Bien joué Abdelmajid Tebboune. Lors d’une interview avec des journalistes retransmise par la télévision, le président algérien a renvoyé la balle dans le camp français, plus précisément à l’Elysée car il n’entend traiter qu’avec Emmanuel Macron ou les représentants désignés par lui pour régler les différends entre les deux pays.
On peut questionner la sincérité de Tebboune et estimer que les torts sont plutôt du côté algérien, mais la démarche est habile. Tout va bien chez lui, laisse-t-il entendre, on est loin du « brouhaha », du « capharnaüm politique » qui sévit « là-bas » mais il faut faire confiance au président français qu’il remet en place à sa façon : Emmanuel Macron est « mon alter ego, on a eu des moments de sirocco, des moments de froid », mais « c’est avec lui que je travaille ».
Pour l’occupant du palais d’El Mouradia, le contentieux actuel a été « créé de toutes pièces ». S’il n’indique pas par qui, ses ministres et sa presse dénoncent quotidiennement le ministre français de l’Intérieur Bruno Retailleau et l’extrême droite.

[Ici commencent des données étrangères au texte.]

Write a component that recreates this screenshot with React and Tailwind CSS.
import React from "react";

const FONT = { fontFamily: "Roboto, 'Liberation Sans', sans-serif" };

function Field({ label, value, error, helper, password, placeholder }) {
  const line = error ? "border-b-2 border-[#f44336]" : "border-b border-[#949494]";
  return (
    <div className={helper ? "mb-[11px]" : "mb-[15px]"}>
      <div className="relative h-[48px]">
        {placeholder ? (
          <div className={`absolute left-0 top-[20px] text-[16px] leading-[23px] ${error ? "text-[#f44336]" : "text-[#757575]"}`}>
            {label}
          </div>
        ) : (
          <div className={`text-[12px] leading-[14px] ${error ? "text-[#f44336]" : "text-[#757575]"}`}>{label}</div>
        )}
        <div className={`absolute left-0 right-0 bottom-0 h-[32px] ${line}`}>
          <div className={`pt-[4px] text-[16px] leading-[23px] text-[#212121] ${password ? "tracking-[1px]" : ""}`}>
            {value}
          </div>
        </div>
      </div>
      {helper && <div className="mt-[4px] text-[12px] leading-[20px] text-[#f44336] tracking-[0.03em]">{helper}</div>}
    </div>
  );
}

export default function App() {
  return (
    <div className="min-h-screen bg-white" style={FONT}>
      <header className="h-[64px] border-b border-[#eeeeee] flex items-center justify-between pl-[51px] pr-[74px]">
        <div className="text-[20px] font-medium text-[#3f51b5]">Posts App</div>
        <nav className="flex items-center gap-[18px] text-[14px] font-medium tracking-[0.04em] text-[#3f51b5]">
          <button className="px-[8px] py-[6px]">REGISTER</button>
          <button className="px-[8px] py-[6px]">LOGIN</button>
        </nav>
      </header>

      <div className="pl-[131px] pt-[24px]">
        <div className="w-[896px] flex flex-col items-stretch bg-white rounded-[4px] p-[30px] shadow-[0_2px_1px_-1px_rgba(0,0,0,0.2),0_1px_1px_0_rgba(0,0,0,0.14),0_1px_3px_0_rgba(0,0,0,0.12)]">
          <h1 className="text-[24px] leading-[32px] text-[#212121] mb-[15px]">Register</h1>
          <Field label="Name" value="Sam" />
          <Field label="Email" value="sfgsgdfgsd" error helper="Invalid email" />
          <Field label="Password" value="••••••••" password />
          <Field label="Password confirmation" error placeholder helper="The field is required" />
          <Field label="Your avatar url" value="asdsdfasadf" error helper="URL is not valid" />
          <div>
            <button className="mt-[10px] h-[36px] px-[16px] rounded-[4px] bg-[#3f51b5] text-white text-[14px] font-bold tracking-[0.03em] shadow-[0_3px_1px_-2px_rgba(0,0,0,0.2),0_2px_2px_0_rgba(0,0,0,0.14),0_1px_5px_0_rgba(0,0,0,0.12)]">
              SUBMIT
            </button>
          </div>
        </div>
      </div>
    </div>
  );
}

El Moudjahid, dénonce « les provocations, les ultimatums et le langage comminatoire d’un seul homme :qui s’enfonce dans son délire anti-algérien » et L’Expression vilipende « le maître chanteur », « ce ministre sans foi ni loi qui laisse entendre que tous les maux de la France auraient une seule origine : l’Algérie ».
Bruno Retailleau n’est pas en reste : «Chaque jour, je fais la une de la presse algérienne avec des articles très agressifs», affirme-t-il. «Monsieur Tebboune a une seule chose en tête : ma démission». S’il est évident que le président algérien aimerait que son homologue français désavoue son ministre, la chose n’est pas simple car, selon un sondage Odoxa-Backbone pour Le Figaro, 67 % des Français estiment que le premier flic de France a raison d’instaurer un rapport de force avec l’Algérie.
Les propos apaisants du président algérien ont déjà produit un premier effet. La porte-parole du gouvernement, Sophie Primas, a déclaré que « nous sommes déterminés à retrouver avec l’Algérie des relations normales ». Elle a ajouté : « J’ai entendu ce matin que le président Tebboune avait fait un petit signe vis-à-vis d’Emmanuel Macron. C’est très bien. Voilà une façon de renouer le dialogue et d’échanger sur les sujets sensibles » tels que les Algériens sous OQTF que l’Algérie refuse de reprendre ou encore l’arrestation Boualem Sansal.
Un « petit signe »… Macron en attend un plus grand concernant justement l’écrivain franco -algérien. Un autre pourrait être donné par un accord sur une renégociation de l’accord de 1968 relatif à la circulation, à l’emploi et au séjour en France des ressortissants algériens et de leurs familles. L’agence Algérie Presse Service, a déjà fait savoir que si la France veut « aujourd’hui réclamer des comptes, elle devra d’abord rendre des comptes elle-même ».